Ces exemple ont été ceuilli dans l’évaluation d’une architecte et deux sociologues sur le projet de logements le plus novateur du XXIe siècle commençant. Cette évaluation est basée sur des rencontres avec les habitants (La Cité Manifeste à Mulhouse Analyse-évaluation Sabine Guth, Jean-Michel Léger– IPRAUS François-Xavier Trivière - Groupe Brémond Rapport final - 22 février2013).
Pour conclure : je ne vais surtout pas mettre cette Cité Manifeste sur un piédestal. Pour cela il y a trop de bling bling, et, surtout, trop de problèmes point de vue chauffage- refroidissement.

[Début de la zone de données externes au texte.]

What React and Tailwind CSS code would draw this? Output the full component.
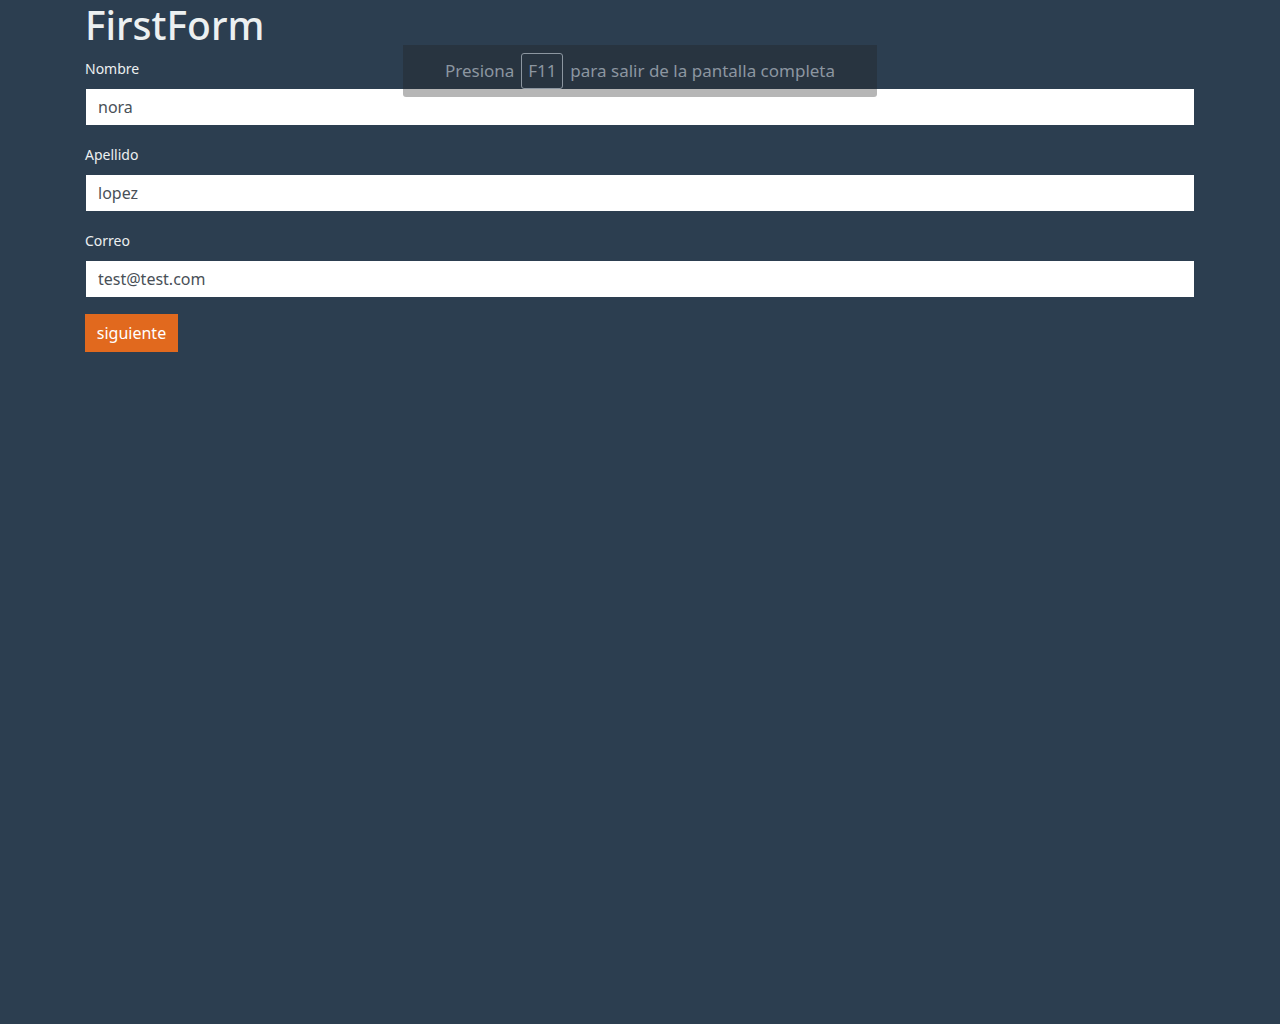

C’est pour moi un échec pour l’architecte.
Mais, comme la Cité Muller d’il y a un bon siècle et demi, elle ouvre le débat. Un débat qui ne doit pas obscurcir le problème de fond – l’absence de moyens pour le logement social – mais qui, par contre, intelligemment et socialement appliqué, peut aboutir à des bouts de solution.